Collect all lines below with the string "components".

═══

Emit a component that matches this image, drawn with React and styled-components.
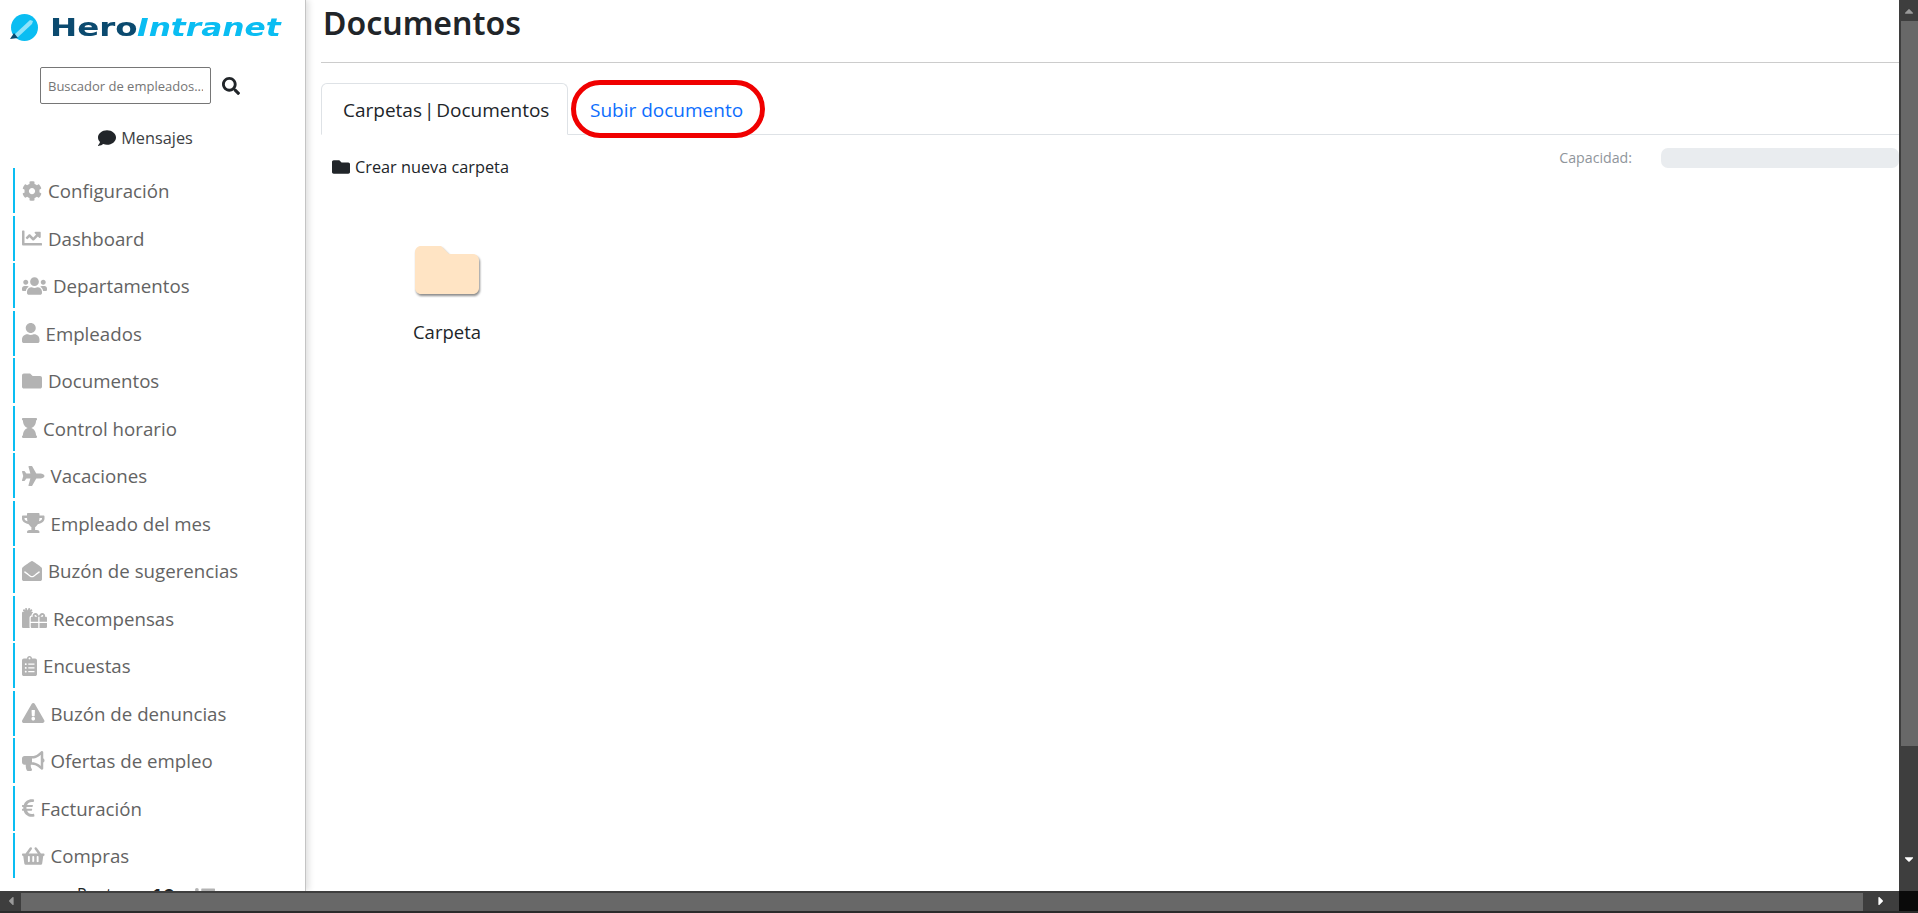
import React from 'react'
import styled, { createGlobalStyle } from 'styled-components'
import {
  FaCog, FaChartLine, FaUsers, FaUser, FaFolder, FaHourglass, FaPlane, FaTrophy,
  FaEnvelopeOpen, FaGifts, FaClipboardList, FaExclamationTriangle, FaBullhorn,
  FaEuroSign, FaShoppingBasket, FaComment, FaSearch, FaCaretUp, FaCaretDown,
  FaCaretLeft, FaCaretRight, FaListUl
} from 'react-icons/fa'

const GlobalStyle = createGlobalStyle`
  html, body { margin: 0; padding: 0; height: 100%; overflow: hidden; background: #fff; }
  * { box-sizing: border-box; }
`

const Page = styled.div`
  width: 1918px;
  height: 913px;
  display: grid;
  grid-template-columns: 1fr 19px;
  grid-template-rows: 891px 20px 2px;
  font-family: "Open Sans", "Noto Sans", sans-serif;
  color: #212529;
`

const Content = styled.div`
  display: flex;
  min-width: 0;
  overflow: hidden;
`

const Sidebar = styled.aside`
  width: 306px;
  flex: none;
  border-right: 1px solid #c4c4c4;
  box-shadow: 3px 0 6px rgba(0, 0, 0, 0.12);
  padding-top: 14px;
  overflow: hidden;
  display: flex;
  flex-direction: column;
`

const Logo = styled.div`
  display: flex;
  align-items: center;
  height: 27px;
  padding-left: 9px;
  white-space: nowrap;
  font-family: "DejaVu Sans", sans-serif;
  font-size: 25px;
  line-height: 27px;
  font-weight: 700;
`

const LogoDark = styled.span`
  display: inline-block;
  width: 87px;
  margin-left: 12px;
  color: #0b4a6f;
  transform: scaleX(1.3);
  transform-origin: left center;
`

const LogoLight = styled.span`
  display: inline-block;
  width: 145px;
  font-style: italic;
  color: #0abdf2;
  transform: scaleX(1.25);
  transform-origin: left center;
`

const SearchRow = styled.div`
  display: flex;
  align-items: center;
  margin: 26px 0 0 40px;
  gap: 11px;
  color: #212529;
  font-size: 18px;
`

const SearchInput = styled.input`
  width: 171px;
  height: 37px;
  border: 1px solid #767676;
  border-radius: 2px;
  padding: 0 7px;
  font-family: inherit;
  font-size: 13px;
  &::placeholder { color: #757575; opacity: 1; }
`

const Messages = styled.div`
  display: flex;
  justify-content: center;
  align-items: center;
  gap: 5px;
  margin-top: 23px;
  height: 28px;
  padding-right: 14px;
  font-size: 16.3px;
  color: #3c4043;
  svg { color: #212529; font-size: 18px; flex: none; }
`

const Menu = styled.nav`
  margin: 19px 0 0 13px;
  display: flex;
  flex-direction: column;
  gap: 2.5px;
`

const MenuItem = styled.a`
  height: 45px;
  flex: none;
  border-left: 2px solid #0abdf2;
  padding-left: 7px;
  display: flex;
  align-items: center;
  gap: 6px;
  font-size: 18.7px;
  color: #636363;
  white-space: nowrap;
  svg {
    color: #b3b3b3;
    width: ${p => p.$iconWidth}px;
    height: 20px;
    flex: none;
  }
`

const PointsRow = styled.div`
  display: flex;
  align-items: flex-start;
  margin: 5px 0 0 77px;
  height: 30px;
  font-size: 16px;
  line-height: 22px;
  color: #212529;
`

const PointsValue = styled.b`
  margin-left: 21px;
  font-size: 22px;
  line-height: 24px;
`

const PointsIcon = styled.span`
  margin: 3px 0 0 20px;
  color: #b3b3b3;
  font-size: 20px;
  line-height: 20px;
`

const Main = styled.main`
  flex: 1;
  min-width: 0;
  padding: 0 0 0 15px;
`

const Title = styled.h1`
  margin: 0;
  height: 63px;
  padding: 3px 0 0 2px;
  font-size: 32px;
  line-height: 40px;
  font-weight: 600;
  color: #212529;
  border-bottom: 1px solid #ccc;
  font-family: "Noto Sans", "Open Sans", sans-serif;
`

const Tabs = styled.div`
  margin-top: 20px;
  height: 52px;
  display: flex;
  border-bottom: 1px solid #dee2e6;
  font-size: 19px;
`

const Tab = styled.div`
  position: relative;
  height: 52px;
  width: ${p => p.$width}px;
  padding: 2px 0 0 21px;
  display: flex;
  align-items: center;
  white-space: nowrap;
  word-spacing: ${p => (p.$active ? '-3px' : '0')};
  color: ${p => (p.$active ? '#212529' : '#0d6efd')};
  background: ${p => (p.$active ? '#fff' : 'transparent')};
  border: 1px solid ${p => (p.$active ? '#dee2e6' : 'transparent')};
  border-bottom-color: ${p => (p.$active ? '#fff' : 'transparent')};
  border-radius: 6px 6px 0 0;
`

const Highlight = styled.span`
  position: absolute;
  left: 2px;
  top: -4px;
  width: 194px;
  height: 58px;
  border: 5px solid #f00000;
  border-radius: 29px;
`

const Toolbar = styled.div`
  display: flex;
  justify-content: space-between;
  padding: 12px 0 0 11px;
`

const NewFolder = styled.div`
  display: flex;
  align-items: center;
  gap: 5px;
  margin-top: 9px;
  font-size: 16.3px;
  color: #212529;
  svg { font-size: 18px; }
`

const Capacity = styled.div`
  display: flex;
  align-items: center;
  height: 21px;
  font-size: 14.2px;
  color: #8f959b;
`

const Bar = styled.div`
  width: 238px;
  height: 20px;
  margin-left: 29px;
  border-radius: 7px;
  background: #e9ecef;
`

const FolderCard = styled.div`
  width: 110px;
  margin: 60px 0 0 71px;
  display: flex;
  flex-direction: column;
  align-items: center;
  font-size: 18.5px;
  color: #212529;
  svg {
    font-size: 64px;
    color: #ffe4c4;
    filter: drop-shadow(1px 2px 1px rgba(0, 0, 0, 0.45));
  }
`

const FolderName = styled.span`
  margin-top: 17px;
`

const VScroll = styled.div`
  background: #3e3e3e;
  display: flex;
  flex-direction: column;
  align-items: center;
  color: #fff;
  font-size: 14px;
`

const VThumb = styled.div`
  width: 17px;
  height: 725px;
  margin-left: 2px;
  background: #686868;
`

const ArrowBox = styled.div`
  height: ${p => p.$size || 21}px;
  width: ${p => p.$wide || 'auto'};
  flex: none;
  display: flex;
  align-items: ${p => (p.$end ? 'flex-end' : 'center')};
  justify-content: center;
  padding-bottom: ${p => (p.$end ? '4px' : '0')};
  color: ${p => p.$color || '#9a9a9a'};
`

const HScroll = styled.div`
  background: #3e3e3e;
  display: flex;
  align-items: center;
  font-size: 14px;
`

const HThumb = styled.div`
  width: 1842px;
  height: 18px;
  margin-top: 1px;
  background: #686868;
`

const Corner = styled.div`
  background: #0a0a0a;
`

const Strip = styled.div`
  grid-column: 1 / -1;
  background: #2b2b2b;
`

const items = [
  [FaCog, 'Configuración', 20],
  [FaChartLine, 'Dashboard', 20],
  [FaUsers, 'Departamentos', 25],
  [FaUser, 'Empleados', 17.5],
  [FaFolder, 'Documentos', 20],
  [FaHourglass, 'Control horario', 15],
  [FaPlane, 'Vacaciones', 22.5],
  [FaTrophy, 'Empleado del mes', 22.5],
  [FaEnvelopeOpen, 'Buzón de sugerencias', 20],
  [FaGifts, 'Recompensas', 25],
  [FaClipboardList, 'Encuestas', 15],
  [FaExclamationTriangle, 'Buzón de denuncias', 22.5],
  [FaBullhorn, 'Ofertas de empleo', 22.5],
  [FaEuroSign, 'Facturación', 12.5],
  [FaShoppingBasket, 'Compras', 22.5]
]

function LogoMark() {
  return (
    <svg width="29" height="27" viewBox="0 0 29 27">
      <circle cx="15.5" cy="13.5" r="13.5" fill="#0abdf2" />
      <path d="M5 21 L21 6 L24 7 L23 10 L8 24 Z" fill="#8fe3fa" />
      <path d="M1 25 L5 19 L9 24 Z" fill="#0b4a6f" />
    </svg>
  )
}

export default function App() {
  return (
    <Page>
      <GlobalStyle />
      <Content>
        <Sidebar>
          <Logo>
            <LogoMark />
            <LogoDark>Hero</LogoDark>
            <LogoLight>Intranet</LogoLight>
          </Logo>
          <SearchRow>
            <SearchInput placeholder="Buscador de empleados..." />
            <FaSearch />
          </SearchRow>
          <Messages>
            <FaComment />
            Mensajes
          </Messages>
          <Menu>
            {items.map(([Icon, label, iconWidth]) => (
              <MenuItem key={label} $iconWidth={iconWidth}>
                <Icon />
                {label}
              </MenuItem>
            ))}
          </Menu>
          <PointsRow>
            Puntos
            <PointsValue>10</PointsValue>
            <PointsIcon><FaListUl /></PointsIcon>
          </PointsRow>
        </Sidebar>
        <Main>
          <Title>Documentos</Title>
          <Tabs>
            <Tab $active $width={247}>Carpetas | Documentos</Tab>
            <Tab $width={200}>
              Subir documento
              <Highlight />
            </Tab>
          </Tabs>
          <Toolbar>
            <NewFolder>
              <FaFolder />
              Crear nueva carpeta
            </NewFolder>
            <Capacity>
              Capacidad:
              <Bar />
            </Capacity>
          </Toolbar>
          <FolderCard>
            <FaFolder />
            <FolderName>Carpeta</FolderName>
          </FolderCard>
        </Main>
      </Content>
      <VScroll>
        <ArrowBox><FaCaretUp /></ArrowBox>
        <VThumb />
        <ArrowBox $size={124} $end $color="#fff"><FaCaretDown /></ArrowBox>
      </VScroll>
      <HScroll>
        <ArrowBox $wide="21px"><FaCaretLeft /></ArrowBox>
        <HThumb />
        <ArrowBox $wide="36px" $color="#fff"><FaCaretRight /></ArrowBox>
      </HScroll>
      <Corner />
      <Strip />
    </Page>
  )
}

═══

▶ _Task solution_
Emit a component that matches this image, drawn with React and styled-components.
import styled, { createGlobalStyle } from 'styled-components'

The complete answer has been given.